Figura 6. Balanço hídrico sequencial de Presidente Prudente-SP de julho de 2024 a junho de 2025


Ambos os eventos podem comprometer a qualidade da cana-de-açúcar. Em situações de estresse severo, dois mecanismos fisiológicos podem reduzir essa qualidade. O primeiro é a hidrólise da sacarose armazenada no vacúolo, ou seja, o consumo da sacarose já acumulada nos entrenós formados. O estresse faz com que a planta invista em estratégias fisiológicas de sobrevivência, como o aumento do sistema radicular, o gasto de energia na reparação de membranas e proteínas, e a produção de enzimas antioxidantes. A energia necessária para essas respostas ao estresse é suprida tanto pelo consumo das hexoses (com consequente redução no TCH) quanto pelo consumo da sacarose armazenada (impacto negativo na qualidade).
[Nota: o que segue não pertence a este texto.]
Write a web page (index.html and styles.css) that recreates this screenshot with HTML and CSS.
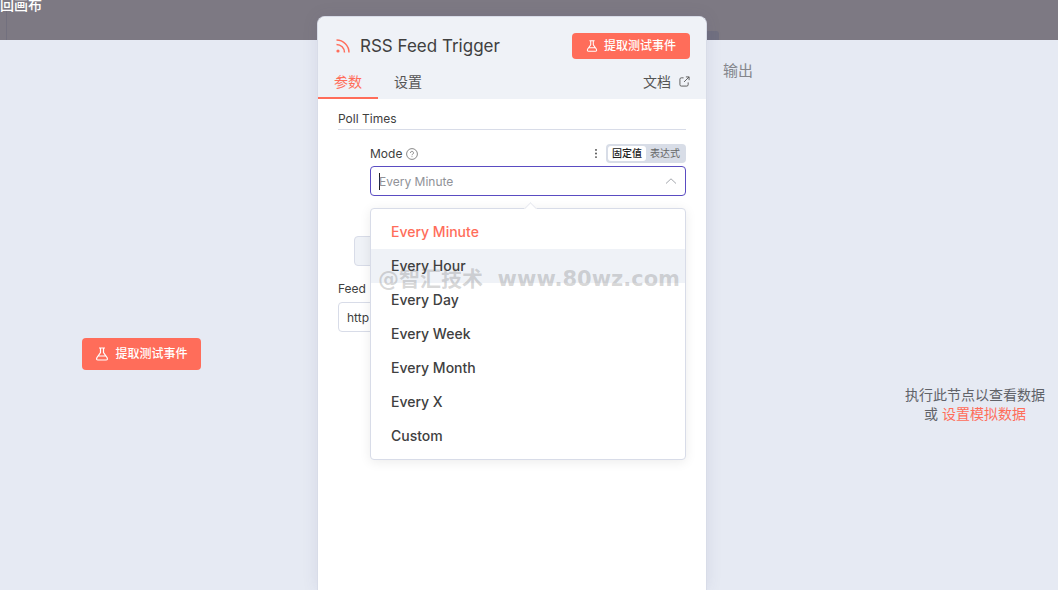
FILE: index.html
```html
<!DOCTYPE html>
<html lang="zh-CN">
<head>
<meta charset="UTF-8">
<meta name="viewport" content="width=device-width, initial-scale=1.0">
<title>RSS Feed Trigger</title>
<link rel="stylesheet" href="styles.css">
</head>
<body>
<header class="topbar">
    <a class="back" href="#">回画布</a>
    <div class="topbar-line"></div>
</header>
<main class="layout">
    <section class="input-panel">
        <button class="btn btn-large" type="button">
            <svg class="flask" viewBox="0 0 14 14"><path d="M4 1h6M5.500 1v4.500L2 10.500Q.8 13 3 13h8q2.200 0 1-2.500L8.500 5.500V1M3.500 9h7"/></svg>
            提取测试事件
        </button>
    </section>

    <section class="modal">
        <div class="modal-header">
            <div class="title-row">
                <svg class="rss" viewBox="0 0 14 14"><path d="M.5 1A12.5 12.5 0 0 1 13 13.5M.5 5.5a8 8 0 0 1 8 8"/><circle cx="2" cy="12" r="1.6"/></svg>
                <h1>RSS Feed Trigger</h1>
                <button class="btn" type="button">
                    <svg class="flask" viewBox="0 0 14 14"><path d="M4 1h6M5.500 1v4.500L2 10.500Q.8 13 3 13h8q2.200 0 1-2.500L8.500 5.500V1M3.500 9h7"/></svg>
                    提取测试事件
                </button>
            </div>
            <nav class="tabs">
                <button class="tab active" type="button">参数</button>
                <button class="tab" type="button">设置</button>
                <a class="docs" href="#">文档
                    <svg viewBox="0 0 12 12"><path d="M5 2H2.5Q1 2 1 3.500V9.500Q1 11 2.500 11h6Q10 11 10 9.500V7M7.500 1H11v3.500M11 1 5.500 6.500"/></svg>
                </a>
            </nav>
        </div>

        <div class="modal-body">
            <h2>Poll Times</h2>
            <div class="poll-item">
                <div class="label-row">
                    <label for="mode">Mode</label>
                    <svg class="help" viewBox="0 0 12 12"><circle cx="6" cy="6" r="5.400"/><path d="M4.500 4.900a1.500 1.500 0 1 1 2.300 1.200Q6 6.500 6 7.200M6 8.300v.8"/></svg>
                    <button class="dots" type="button" aria-label="更多">
                        <svg viewBox="0 0 4 10"><circle cx="2" cy="1" r="1"/><circle cx="2" cy="5" r="1"/><circle cx="2" cy="9" r="1"/></svg>
                    </button>
                    <div class="toggle">
                        <label><input type="radio" name="kind" checked><span>固定值</span></label>
                        <label><input type="radio" name="kind"><span>表达式</span></label>
                    </div>
                </div>
                <div class="select">
                    <input id="mode" class="select-input" type="text" role="combobox" aria-expanded="true" aria-controls="mode-list" placeholder="Every Minute">
                    <svg class="chevron" viewBox="0 0 12 6"><path d="M1 5.500 6 .8l5 4.700"/></svg>
                    <div class="dropdown">
                        <ul id="mode-list" role="listbox" aria-label="Mode">
                            <li class="selected" role="option" aria-selected="true">Every Minute</li>
                            <li class="hover" role="option">Every Hour</li>
                            <li role="option">Every Day</li>
                            <li role="option">Every Week</li>
                            <li role="option">Every Month</li>
                            <li role="option">Every X</li>
                            <li role="option">Custom</li>
                        </ul>
                        <div class="watermark"><span>@智汇技术</span><span>www.80wz.com</span></div>
                    </div>
                </div>
            </div>
            <button class="add" type="button" aria-label="Poll Times"></button>
            <label class="feed-label" for="feed">Feed</label>
            <input id="feed" class="feed-input" type="text" value="http">
        </div>
    </section>

    <section class="output-panel">
        <h2 class="output-title">输出</h2>
        <div class="output-empty">
            <p>执行此节点以查看数据<br>或 <a href="#">设置模拟数据</a></p>
        </div>
    </section>
</main>
</body>
</html>
```
FILE: styles.css
```css
* {
    box-sizing: border-box;
}
body {
    margin: 0;
    min-height: 100vh;
    display: flex;
    flex-direction: column;
    background-color: #e6eaf3;
    color: #404040;
    font-family: Inter, "Noto Sans CJK SC", sans-serif;
    font-size: 14px;
    overflow: hidden;
}
button, input {
    font: inherit;
    color: inherit;
}
button {
    border: 0;
    background: none;
    padding: 0;
    cursor: pointer;
}
a {
    color: #ff6d5a;
    text-decoration: none;
}
svg {
    fill: none;
    stroke: currentColor;
    flex-shrink: 0;
}
h1, h2, p, ul {
    margin: 0;
    padding: 0;
    font-weight: 400;
}

/* canvas behind the dialog */
.topbar {
    height: 40px;
    background-color: #7d7983;
}
.back {
    display: block;
    color: #fff;
    font-weight: 500;
    line-height: 10px;
}
.topbar-line {
    width: 7px;
    height: 30px;
    border-right: 1px solid #72707e;
}
.layout {
    flex: 1;
    display: grid;
    grid-template-columns: 317fr 390fr 351fr;
}

.btn {
    display: flex;
    align-items: center;
    justify-content: center;
    gap: 6px;
    height: 26px;
    padding: 0 14px;
    border-radius: 4px;
    background-color: #ff6d5a;
    color: #fff;
    font-size: 12px;
    font-weight: 500;
    line-height: 16px;
    white-space: nowrap;
}
.btn-large {
    height: 32px;
    padding: 0 13px;
}
.flask {
    width: 12px;
    height: 12px;
    stroke-width: 1.2;
}
.btn-large .flask {
    width: 14px;
    height: 14px;
}

.input-panel {
    display: flex;
    align-items: center;
    justify-content: center;
    padding: 78px 34px 0 0;
}

.modal {
    position: relative;
    margin-top: -24px;
    border: 1px solid #d8dce8;
    border-bottom: 0;
    border-radius: 8px 8px 0 0;
    background-color: #fff;
    box-shadow: 0 0 16px rgba(68, 68, 120, 0.1);
}
.modal-header {
    border-radius: 8px 8px 0 0;
    background-color: #eff2f7;
}
.title-row {
    display: flex;
    align-items: center;
    padding: 16px 16px 6px 18px;
}
.title-row h1 {
    flex: 1;
    font-size: 17px;
    line-height: 24px;
}
.rss {
    width: 14px;
    height: 14px;
    margin-right: 10px;
    color: #ff6d5a;
    stroke-width: 1.5;
}
.rss circle {
    fill: currentColor;
    stroke: none;
}
.tabs {
    display: flex;
    height: 34px;
    color: #555;
}
.tab {
    padding: 0 16px;
    border-bottom: 2px solid transparent;
}
.tab.active {
    border-color: #ff6d5a;
    color: #ff6d5a;
}
.docs {
    display: flex;
    align-items: center;
    gap: 8px;
    margin-left: auto;
    padding: 0 16px 2px 0;
    color: #555;
}
.docs svg {
    width: 11px;
    height: 11px;
}

.modal-body {
    padding: 10px 20px;
    font-size: 12px;
}
.modal-body h2 {
    height: 21px;
    border-bottom: 1px solid #d8dce8;
    font-size: 12px;
    line-height: 20px;
}
.poll-item {
    padding: 14px 0 0 32px;
}
.label-row {
    display: flex;
    align-items: center;
    height: 19px;
    margin-bottom: 3px;
}
.help {
    width: 12px;
    height: 12px;
    margin-left: 4px;
    color: #888;
}
.dots {
    display: flex;
    margin: 0 8px 0 auto;
}
.dots svg {
    width: 4px;
    height: 9px;
    fill: #444;
    stroke: none;
}
.toggle {
    display: flex;
    padding: 2px;
    border-radius: 4px;
    background-color: #d8dde7;
    color: #666;
    font-size: 10px;
}
.toggle input {
    position: absolute;
    opacity: 0;
}
.toggle span {
    display: block;
    padding: 0 4px;
    border-radius: 3px;
    line-height: 15px;
}
.toggle input:checked + span {
    background-color: #fff;
    color: #222;
    font-weight: 500;
}

.select {
    position: relative;
}
.select-input {
    display: block;
    width: 100%;
    height: 30px;
    padding: 0 32px 0 8px;
    border: 1px solid #5a4cc2;
    border-radius: 4px;
    outline: 0;
    background: linear-gradient(#222, #222) 8px center / 1px 17px no-repeat #fff;
}
.select-input::placeholder {
    color: #909298;
    opacity: 1;
}
.chevron {
    position: absolute;
    top: 12px;
    right: 9px;
    width: 12px;
    height: 6px;
    color: #a4a7ad;
}
.dropdown {
    position: absolute;
    z-index: 1;
    top: 42px;
    left: 0;
    right: 0;
    padding: 6px 0;
    border: 1px solid #d8dce8;
    border-radius: 4px;
    background-color: #fff;
    box-shadow: 0 2px 12px rgba(0, 0, 0, 0.08);
}
.dropdown::before {
    content: "";
    position: absolute;
    top: -5px;
    left: 50%;
    width: 8px;
    height: 8px;
    margin-left: -2px;
    border: 1px solid #e8eaf0;
    border-right: 0;
    border-bottom: 0;
    background-color: #fff;
    transform: rotate(45deg);
}
.dropdown ul {
    list-style: none;
    font-size: 14px;
    line-height: 34px;
}
.dropdown li {
    padding: 0 20px;
    font-weight: 500;
}
.dropdown .selected {
    color: #ff6d5a;
}
.dropdown .hover {
    background-color: #eff2f7;
}
.watermark {
    position: absolute;
    top: 55px;
    left: 7px;
    right: 5px;
    display: flex;
    justify-content: space-between;
    color: rgba(100, 100, 100, 0.26);
    font-family: "DejaVu Sans", "Noto Sans CJK SC", sans-serif;
    font-size: 21px;
    font-weight: 700;
    line-height: 30px;
    white-space: nowrap;
    pointer-events: none;
}

.add {
    display: block;
    width: calc(100% - 16px);
    height: 30px;
    margin: 40px 0 0 16px;
    border: 1px solid #d8dce8;
    border-radius: 4px;
    background-color: #eff2f7;
}
.feed-label {
    display: block;
    margin: 13px 0 3px;
    line-height: 20px;
}
.feed-input {
    width: 100%;
    height: 30px;
    padding: 0 8px;
    border: 1px solid #d8dce8;
    border-radius: 4px;
}

.output-panel {
    display: flex;
    flex-direction: column;
    color: #606268;
}
.output-panel::before {
    content: "";
    width: 12px;
    height: 9px;
    margin-top: -9px;
    border-radius: 0 3px 0 0;
    background-color: #717080;
}
.output-title {
    padding: 21px 16px 0;
    color: #84868c;
    font-size: 15px;
    line-height: 20px;
}
.output-empty {
    flex: 1;
    display: flex;
    align-items: center;
    justify-content: flex-end;
    padding: 136px 13px 0 0;
    line-height: 19px;
    text-align: center;
}
```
A segunda situação está relacionada à isoporização celular. Nesses eventos extremos, além da hidrólise (consumo) da sacarose, ocorre também a desidratação das células (plasmólise). As células isoporizadas perdem grande parte da capacidade de voltar a armazenar sacarose; em outras palavras, muitos dos entrenós que estavam formados durante o estresse severo deixam de ter potencial de armazenamento, o que impactará negativamente a qualidade da cana a ser colhida.

Dessa maneira, a construção da qualidade da cana-de-açúcar se inicia desde a formação dos primeiros entrenós e não apenas na fase de maturação, evidenciando que o clima e o ATR mantêm, de fato, uma relação complexa.